In 1991, she became fascinated by technology and the boundless possibilities of the budding internet. She spoke at the first Digital World conference in 1992, along with the founders of AOL and Intel. In 1997, she addressed Congress on the topic of artists’ rights in cyberspace. And she spent years developing willisville — an early social network populated with fanciful fictional characters who acted as guides into cyberspace and interacted with humans — more than a decade before the invention of Facebook or Twitter. (She says of today’s social media platforms: “They’re a necessary evil. There are incredible things that have come out of them, and hideous things.”)

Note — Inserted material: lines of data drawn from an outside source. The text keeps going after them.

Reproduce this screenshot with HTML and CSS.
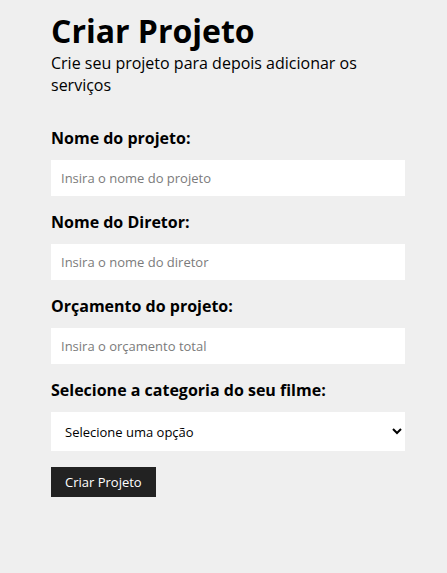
FILE: index.html
```html
<!DOCTYPE html>
<html lang="pt-BR">
<head>
<meta charset="utf-8">
<title>Criar Projeto</title>
<link rel="stylesheet" href="styles.css">
</head>
<body>
<div class="page">
  <h1 class="title">Criar Projeto</h1>
  <p class="subtitle">Crie seu projeto para depois adicionar os serviços</p>
  <form class="form">
    <div class="field">
      <label class="label" for="name">Nome do projeto:</label>
      <input class="input" id="name" type="text" placeholder="Insira o nome do projeto">
    </div>
    <div class="field">
      <label class="label" for="director">Nome do Diretor:</label>
      <input class="input" id="director" type="text" placeholder="Insira o nome do diretor">
    </div>
    <div class="field">
      <label class="label" for="budget">Orçamento do projeto:</label>
      <input class="input" id="budget" type="text" placeholder="Insira o orçamento total">
    </div>
    <div class="field">
      <label class="label" for="category">Selecione a categoria do seu filme:</label>
      <select class="select" id="category">
        <option>Selecione uma opção</option>
      </select>
    </div>
    <button class="btn" type="button">Criar Projeto</button>
  </form>
</div>
</body>
</html>
```
FILE: styles.css
```css
* { box-sizing: border-box; }
html, body {
  margin: 0;
  padding: 0;
  background: #efefef;
  font-family: "Open Sans", "Liberation Sans", sans-serif;
  color: #000;
}
.page {
  width: 354px;
  margin: 0 0 0 51px;
  padding-top: 9px;
}
.title {
  margin: 0;
  font-size: 32px;
  font-weight: 700;
  line-height: 43px;
}
.subtitle {
  margin: 0 0 31px;
  font-size: 16px;
  line-height: 22px;
}
.form {
  display: flex;
  flex-direction: column;
}
.field {
  display: flex;
  flex-direction: column;
  margin-bottom: 15px;
}
.field:last-of-type { margin-bottom: 16px; }
.label {
  font-size: 16px;
  font-weight: 700;
  line-height: 22px;
  margin-bottom: 11px;
}
.input {
  height: 36px;
  border: none;
  padding: 0 10px;
  font-family: "Open Sans", "Liberation Sans", sans-serif;
  font-size: 13px;
  background: #fff;
  outline: none;
}
.input::placeholder { color: #7b7b7b; }
.select {
  height: 39px;
  border: none;
  padding: 0 10px;
  font-family: "Open Sans", "Liberation Sans", sans-serif;
  font-size: 13px;
  background: #fff;
  color: #000;
  outline: none;
}
.btn {
  align-self: flex-start;
  height: 30px;
  padding: 0 14px;
  border: none;
  background: #222;
  color: #fff;
  font-family: "Open Sans", "Liberation Sans", sans-serif;
  font-size: 13px;
  cursor: pointer;
}
```
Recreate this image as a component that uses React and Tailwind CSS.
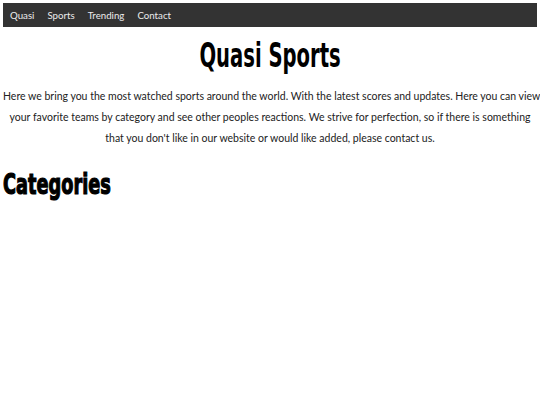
const navLinks = ["Quasi", "Sports", "Trending", "Contact"];

const App = () => {
  return (
    <div className="min-h-[405px] overflow-hidden bg-white px-[3px] pt-[3px] font-['Lato','Noto_Sans',sans-serif] text-black">
      <nav className="flex h-[24px] items-center gap-[13px] bg-[#333333] px-[7px]">
        {navLinks.map((link) => (
          <a key={link} href="#" className="text-[9.7px] text-[#ececec]">
            {link}
          </a>
        ))}
      </nav>

      <h1 className="mt-[8px] text-center font-['DejaVu_Sans',sans-serif] text-[33px] font-bold leading-[42px] font-stretch-condensed">
        <span className="inline-block scale-x-[0.66]">Quasi Sports</span>
      </h1>

      <p className="mt-[9px] whitespace-nowrap text-center text-[10.5px] leading-[21px] text-[#222]">
        <span className="block">
          Here we bring you the most watched sports around the world. With the latest scores and updates. Here you can view
        </span>
        <span className="block">
          your favorite teams by category and see other peoples reactions. We strive for perfection, so if there is something
        </span>
        <span className="block">that you don't like in our website or would like added, please contact us.</span>
      </p>

      <h2 className="mt-[18px] font-['DejaVu_Sans',sans-serif] text-[29px] font-bold leading-[34px] font-stretch-condensed">
        <span className="inline-block origin-left scale-x-[0.68] [-webkit-text-stroke:1.2px_black]">Categories</span>
      </h2>
    </div>
  );
};

export default App;
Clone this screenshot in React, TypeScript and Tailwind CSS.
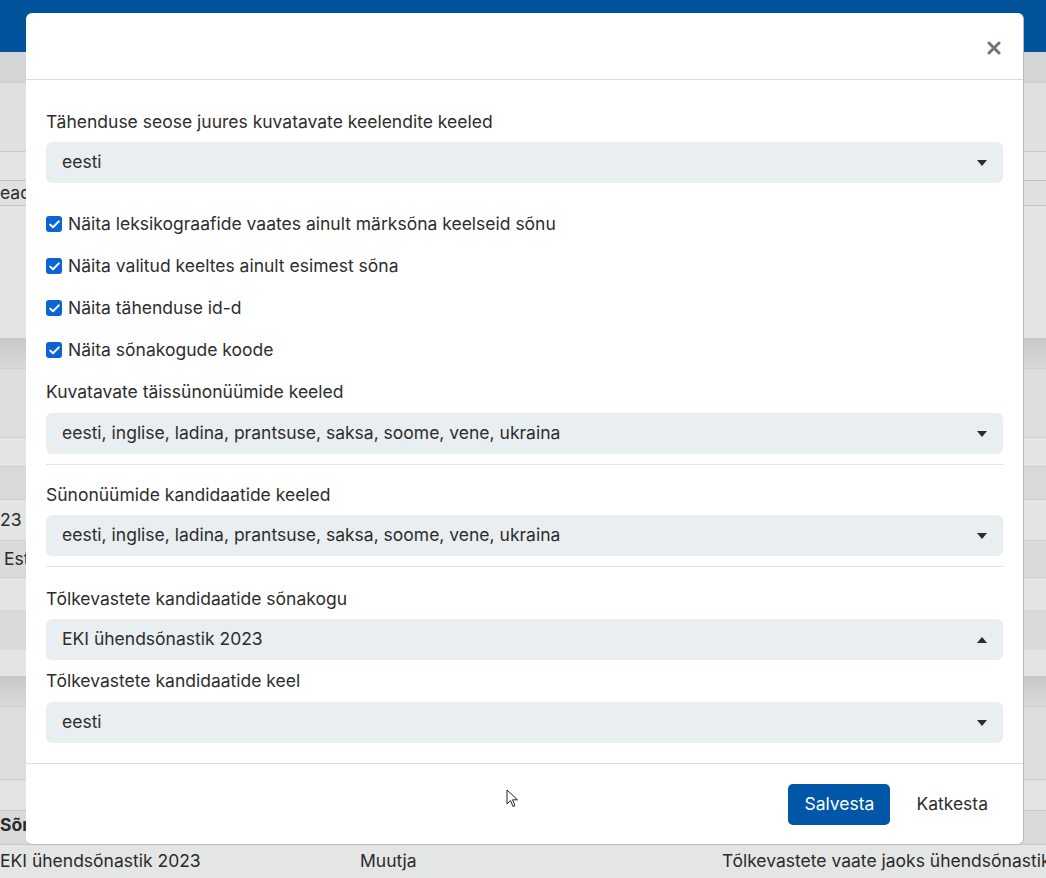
import React from "react";

const font = { fontFamily: "Inter, 'Noto Sans', sans-serif" };

const Caret = ({ up = false }: { up?: boolean }) => (
  <svg width="10" height="6" viewBox="0 0 10 6" className="shrink-0">
    {up ? <path d="M0 6 L5 0 L10 6 Z" fill="#2b2b2b" /> : <path d="M0 0 L10 0 L5 6 Z" fill="#2b2b2b" />}
  </svg>
);

const Select = ({ value, up = false }: { value: string; up?: boolean }) => (
  <div className="flex items-center justify-between h-[41px] rounded-[6px] bg-[#e9eef1] pl-4 pr-[16px] text-[#2d2d2d]">
    <span>{value}</span>
    <Caret up={up} />
  </div>
);

const Check = ({ label }: { label: string }) => (
  <label className="flex items-center h-6 gap-[6px] text-[#2d2d2d]">
    <span className="flex items-center justify-center w-[16px] h-[16px] rounded-[3px] bg-[#0b63d6]">
      <svg width="11" height="9" viewBox="0 0 11 9">
        <path d="M1.2 4.6 L4 7.3 L9.8 1.4" stroke="white" strokeWidth="2" fill="none" strokeLinecap="round" strokeLinejoin="round" />
      </svg>
    </span>
    <span>{label}</span>
  </label>
);

const Background = () => (
  <div className="flex flex-col text-[17.5px] text-[#2b2b2b]">
    <div className="h-[52px] bg-[#00529b]" />
    <div className="h-[30px] bg-[#d3d5d6]" />
    <div className="h-[70px] bg-[#dfe0e0] border-y border-[#c9caca]" />
    <div className="h-[28px] bg-[#e3e4e4]" />
    <div className="h-[26px] bg-[#dfe0e0] border-y border-[#c3c4c4] leading-[24px]">ead</div>
    <div className="h-[132px] bg-[#e3e4e4]" />
    <div className="h-[30px] bg-gradient-to-b from-[#c6c8c9] to-[#d7d9da]" />
    <div className="h-[70px] bg-[#dcdddd] border-y border-[#cdcece]" />
    <div className="h-[28px] bg-[#e3e4e4]" />
    <div className="h-[34px] bg-[#d8d9d9] border-y border-[#cdcece]" />
    <div className="h-[40px] bg-[#e3e4e4] leading-[40px]">23</div>
    <div className="h-[38px] bg-[#d9dada] border-y border-[#cdcece] leading-[36px] pl-[4px]">Est</div>
    <div className="h-[32px] bg-[#e3e4e4]" />
    <div className="h-[40px] bg-[#d8d9d9]" />
    <div className="h-[26px] bg-[#e3e4e4]" />
    <div className="h-[30px] bg-gradient-to-b from-[#c6c8c9] to-[#d7d9da]" />
    <div className="h-[74px] bg-[#dcdddd] border-y border-[#cdcece]" />
    <div className="h-[30px] bg-[#e3e4e4]" />
    <div className="h-[35px] bg-[#d8d9d9] border-y border-[#c9caca] font-bold leading-[28px]">Sõnakogu</div>
    <div className="h-[33px] bg-[#e4e5e5] flex items-center whitespace-nowrap">
      <span className="w-[360px] shrink-0">EKI ühendsõnastik 2023</span>
      <span className="w-[362px] shrink-0">Muutja</span>
      <span className="shrink-0">Tõlkevastete vaate jaoks ühendsõnastik</span>
    </div>
  </div>
);

const Cursor = () => (
  <svg width="14" height="20" viewBox="0 0 14 20" className="absolute left-[506px] top-[789px]">
    <path d="M1 1 L1 15 L4.5 11.5 L7 17.5 L9 16.7 L6.6 10.8 L11.5 10.8 Z" fill="white" stroke="#222" strokeWidth="1" strokeLinejoin="round" />
  </svg>
);

export default function App() {
  return (
    <div className="relative w-[1046px] h-[878px] overflow-hidden bg-[#e4e5e5]" style={font}>
      <Background />

      <div className="absolute left-[26px] top-[13px] w-[998px] h-[832px] bg-white rounded-[6px] flex flex-col text-[17.5px] text-[#2d2d2d] border-r border-b border-[#b9baba]">
        <div className="h-[67px] flex items-center justify-end pr-[22px] border-b border-[#d2dde4] shrink-0">
          <svg width="14" height="14" viewBox="0 0 14 14" className="mt-[4px]">
            <path d="M2 2 L12 12 M12 2 L2 12" stroke="#6f757a" strokeWidth="3" strokeLinecap="round" />
          </svg>
        </div>

        <div className="flex flex-col px-5 pt-[30px] pb-5 border-b border-[#d9dee2]">
          <div className="leading-6">Tähenduse seose juures kuvatavate keelendite keeled</div>
          <div className="mt-2">
            <Select value="eesti" />
          </div>

          <div className="flex flex-col gap-[18px] mt-[29px]">
            <Check label="Näita leksikograafide vaates ainult märksõna keelseid sõnu" />
            <Check label="Näita valitud keeltes ainult esimest sõna" />
            <Check label="Näita tähenduse id-d" />
            <Check label="Näita sõnakogude koode" />
          </div>

          <div className="leading-6 mt-[18px]">Kuvatavate täissünonüümide keeled</div>
          <div className="mt-[9px]">
            <Select value="eesti, inglise, ladina, prantsuse, saksa, soome, vene, ukraina" />
          </div>
          <div className="mt-[10px] border-t border-[#e2e4e6]" />

          <div className="leading-6 mt-[18px]">Sünonüümide kandidaatide keeled</div>
          <div className="mt-[8px]">
            <Select value="eesti, inglise, ladina, prantsuse, saksa, soome, vene, ukraina" />
          </div>
          <div className="mt-[10px] border-t border-[#e2e4e6]" />

          <div className="leading-6 mt-[20px]">Tõlkevastete kandidaatide sõnakogu</div>
          <div className="mt-2">
            <Select value="EKI ühendsõnastik 2023" up />
          </div>
          <div className="leading-6 mt-[9px]">Tõlkevastete kandidaatide keel</div>
          <div className="mt-[9px]">
            <Select value="eesti" />
          </div>
        </div>

        <div className="flex-1 flex items-center justify-end gap-[13px] pr-[22px]">
          <button className="h-[41px] w-[102px] rounded-[5px] bg-[#0057a8] text-white text-[17.5px]">Salvesta</button>
          <button className="h-[41px] px-[13px] text-[#2d2d2d] text-[17.5px]">Katkesta</button>
        </div>
      </div>

      <Cursor />
    </div>
  );
}
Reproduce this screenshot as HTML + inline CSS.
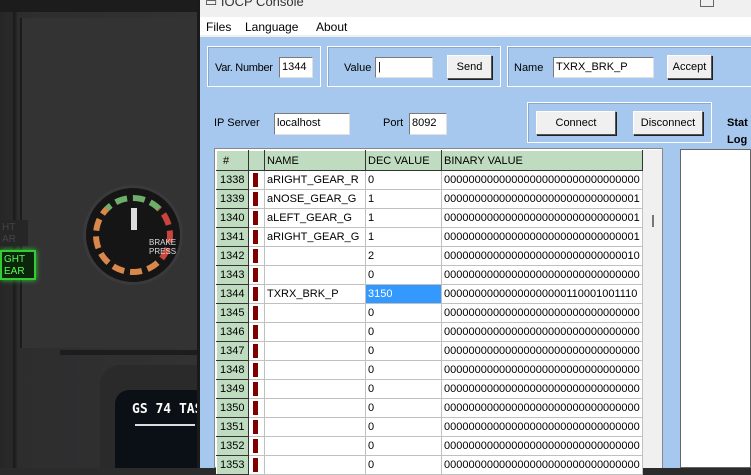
<!DOCTYPE html>
<html><head><meta charset="utf-8"><style>
*{margin:0;padding:0;box-sizing:border-box}
body{width:751px;height:468px;overflow:hidden;position:relative;background:#2b2b2c;font-family:"Liberation Sans",sans-serif;font-size:11px;color:#000}
.a{position:absolute;white-space:nowrap}
.grp{position:absolute;border:1px solid #fff;box-shadow:inset 1px 1px 0 #8aa8c8}
.inp{position:absolute;background:#fff;border:1px solid #7a7a7a;border-right-color:#e0e0e0;border-bottom-color:#e0e0e0;padding:1px 2px;font-size:11px;line-height:17px;white-space:nowrap;overflow:hidden}
.btn{position:absolute;background:#f0f0f0;border:1px solid #fff;border-right-color:#555;border-bottom-color:#555;box-shadow:1px 1px 0 #222;text-align:center;font-size:11px}
table{border-collapse:collapse;position:absolute;left:216px;top:150px;table-layout:fixed;width:426px}
td{height:19px;border:1px solid #c0c0c0;padding:0 2px;font-size:11px;white-space:nowrap;overflow:hidden;background:#fff;line-height:16px}
td.n{background:#c0dcc0;border:1px solid #fff;border-right-color:#333;border-bottom-color:#333;padding-left:3px}
.mk{display:inline-block;width:5px;height:14px;background:#800000;vertical-align:middle;margin-left:2px}
tr.h td{background:#c0dcc0;border:1px solid #fff;border-right-color:#333;border-bottom-color:#333;height:20px}
</style></head><body>
<div class="a" style="left:0;top:0;width:198px;height:468px;background:linear-gradient(90deg,#262627 0,#2a2a2b 12px,#1a1a1a 14px,#2d2d2e 18px,#323233 200px)"></div>
<div class="a" style="left:0;top:0;width:198px;height:12px;background:#1c1c1c"></div>
<div class="a" style="left:20px;top:18px;width:178px;height:330px;background:#333334;border-left:2px solid #1b1b1b"></div>
<div class="a" style="left:60px;top:350px;width:138px;height:5px;background:#1d1d1d"></div>
<div class="a" style="left:100px;top:365px;width:98px;height:103px;background:#2a2a2b;border-radius:20px 0 0 0"></div>
<div class="a" style="left:115px;top:390px;width:83px;height:78px;background:#0b1016;border-radius:14px 0 0 0"></div>
<div class="a" style="left:132px;top:402px;color:#fff;font-size:13px;font-weight:bold;font-family:'DejaVu Sans Mono',monospace">GS 74 TAS</div>
<div class="a" style="left:135px;top:424px;width:60px;height:2px;background:#ddd"></div>
<div class="a" style="left:83px;top:185px;width:100px;height:100px;border-radius:50%;background:#151516;border:3px solid #3a3a3c"></div>
<div class="a" style="left:93px;top:195px;width:80px;height:80px;border-radius:50%;border:6px dashed #d9884a;border-top-color:#6fae6a;border-right-color:#c8443c"></div>
<div class="a" style="left:131px;top:208px;width:6px;height:22px;background:#ddd"></div>
<div class="a" style="left:149px;top:238px;color:#ddd;font-size:8px;line-height:9px">BRAKE<br>PRESS</div>
<div class="a" style="left:0;top:250px;width:36px;height:30px;border:2px solid #3c3;background:#0b260b;color:#5f5;font-size:10px;line-height:12px;padding:2px 0 0 2px;box-shadow:0 0 5px #3c3">GHT<br>EAR</div>
<div class="a" style="left:0;top:220px;width:28px;height:26px;background:#262626;color:#444;font-size:10px;line-height:12px;padding:2px">HT<br>AR</div>

<div class="a" style="left:197px;top:0;width:3px;height:468px;background:#1a1a1a"></div>
<div class="a" style="left:200px;top:0;width:551px;height:17px;background:#f0f0f0"></div>
<div class="a" style="left:205px;top:-6px;font-size:13px;color:#333">▭ IOCP Console</div>
<div class="a" style="left:700px;top:0;width:14px;height:7px;border:1px solid #666;border-top:none"></div>
<div class="a" style="left:200px;top:17px;width:551px;height:18px;background:#fff"></div>
<div class="a" style="left:206px;top:20px;font-size:12px">Files</div>
<div class="a" style="left:245px;top:20px;font-size:12px">Language</div>
<div class="a" style="left:316px;top:20px;font-size:12px">About</div>
<div class="a" style="left:200px;top:35px;width:551px;height:2px;background:#f0f0f0"></div>
<div class="a" style="left:200px;top:37px;width:551px;height:431px;background:#a6c8ee"></div>

<div class="grp" style="left:207px;top:46px;width:114px;height:41px"></div>
<div class="a" style="left:215px;top:62px;letter-spacing:-0.3px">Var. Number</div>
<div class="inp" style="left:279px;top:57px;width:34px;height:21px">1344</div>
<div class="grp" style="left:327px;top:46px;width:174px;height:41px"></div>
<div class="a" style="left:344px;top:62px">Value</div>
<div class="inp" style="left:375px;top:57px;width:58px;height:21px">|</div>
<div class="btn" style="left:447px;top:55px;width:45px;height:24px;line-height:22px">Send</div>
<div class="grp" style="left:507px;top:46px;width:250px;height:41px"></div>
<div class="a" style="left:514px;top:62px">Name</div>
<div class="inp" style="left:553px;top:57px;width:101px;height:21px">TXRX_BRK_P</div>
<div class="btn" style="left:667px;top:55px;width:45px;height:24px;line-height:22px">Accept</div>

<div class="a" style="left:214px;top:117px">IP Server</div>
<div class="inp" style="left:274px;top:113px;width:76px;height:22px">localhost</div>
<div class="a" style="left:383px;top:117px">Port</div>
<div class="inp" style="left:409px;top:113px;width:38px;height:22px">8092</div>
<div class="grp" style="left:527px;top:102px;width:185px;height:41px"></div>
<div class="btn" style="left:516px;top:111px;width:74px;height:24px;line-height:22px;left:536px;width:80px">Connect</div>
<div class="btn" style="left:633px;top:111px;width:70px;height:24px;line-height:22px">Disconnect</div>
<div class="a" style="left:727px;top:117px;font-weight:bold">Stat</div>
<div class="a" style="left:727px;top:134px;font-weight:bold">Log</div>

<div class="a" style="left:214px;top:148px;width:449px;height:320px;background:#fff;border:1px solid #888"></div>
<div class="a" style="left:643px;top:150px;width:19px;height:318px;background:#f0f0f0"></div>
<div class="a" style="left:652px;top:215px;width:2px;height:12px;background:#777"></div>
<div class="a" style="left:680px;top:149px;width:71px;height:319px;background:#fff;border:1px solid #666"></div>

<table>
<colgroup><col style="width:32px"><col style="width:16px"><col style="width:101px"><col style="width:76px"><col style="width:201px"></colgroup>
<tr class="h"><td style="padding-left:6px">#</td><td></td><td>NAME</td><td>DEC VALUE</td><td>BINARY VALUE</td></tr>
<tr><td class="n">1338</td><td><span class="mk"></span></td><td>aRIGHT_GEAR_R</td><td>0</td><td>00000000000000000000000000000000</td></tr>
<tr><td class="n">1339</td><td><span class="mk"></span></td><td>aNOSE_GEAR_G</td><td>1</td><td>00000000000000000000000000000001</td></tr>
<tr><td class="n">1340</td><td><span class="mk"></span></td><td>aLEFT_GEAR_G</td><td>1</td><td>00000000000000000000000000000001</td></tr>
<tr><td class="n">1341</td><td><span class="mk"></span></td><td>aRIGHT_GEAR_G</td><td>1</td><td>00000000000000000000000000000001</td></tr>
<tr><td class="n">1342</td><td><span class="mk"></span></td><td></td><td>2</td><td>00000000000000000000000000000010</td></tr>
<tr><td class="n">1343</td><td><span class="mk"></span></td><td></td><td>0</td><td>00000000000000000000000000000000</td></tr>
<tr><td class="n">1344</td><td><span class="mk"></span></td><td>TXRX_BRK_P</td><td style="background:#3399ff;color:#fff">3150</td><td>00000000000000000000110001001110</td></tr>
<tr><td class="n">1345</td><td><span class="mk"></span></td><td></td><td>0</td><td>00000000000000000000000000000000</td></tr>
<tr><td class="n">1346</td><td><span class="mk"></span></td><td></td><td>0</td><td>00000000000000000000000000000000</td></tr>
<tr><td class="n">1347</td><td><span class="mk"></span></td><td></td><td>0</td><td>00000000000000000000000000000000</td></tr>
<tr><td class="n">1348</td><td><span class="mk"></span></td><td></td><td>0</td><td>00000000000000000000000000000000</td></tr>
<tr><td class="n">1349</td><td><span class="mk"></span></td><td></td><td>0</td><td>00000000000000000000000000000000</td></tr>
<tr><td class="n">1350</td><td><span class="mk"></span></td><td></td><td>0</td><td>00000000000000000000000000000000</td></tr>
<tr><td class="n">1351</td><td><span class="mk"></span></td><td></td><td>0</td><td>00000000000000000000000000000000</td></tr>
<tr><td class="n">1352</td><td><span class="mk"></span></td><td></td><td>0</td><td>00000000000000000000000000000000</td></tr>
<tr><td class="n">1353</td><td><span class="mk"></span></td><td></td><td>0</td><td>00000000000000000000000000000000</td></tr>
</table>
</body></html>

Also an early adopter of eBay, Willis discovered some of her now-favorite kitsch collectibles on the online auction website. Vintage clocks, collectible lunchboxes, and decorative ceramics fill her historic pale pink home in Los Angeles (known as Willis Wonderland, after her hit “Boogie Wonderland”) and populate her Allee Willis Museum of Kitsch website, ostensibly one of the largest collections of kitsch in the world.
Last year, Willis wrapped one of her most ambitious projects, a tribute to her much-loved and often maligned hometown of Detroit. Willis and collaborator Andrae Alexander wrote “The D” and recorded more than 5,000 people at 70 singalongs across the city. Aside from $15,000 raised in an online crowdfunded campaign, Willis financed the entire six-year project.
“I will do anything for Detroit,” she says.
The feeling is mutual. Her hometown honored her with a Distinguished Achievement Award in 2018. “To be acknowledged by the Detroit Music Awards, which is a major thing in Detroit, was as thrilling as the [Songwriters] Hall of Fame,” she says. “This whole year has been completely unexpected and amazing.”
Willis is an enterprising entertainer seeking out what makes her, and the world, happy — and having a blast doing it.
“I’m always excited. That’s the key. You gotta remain curious,” she says. “And if it’s not working for you … get off your ass and do something else.”
Wendy Hathaway ’04 is a writer living in the Madison area.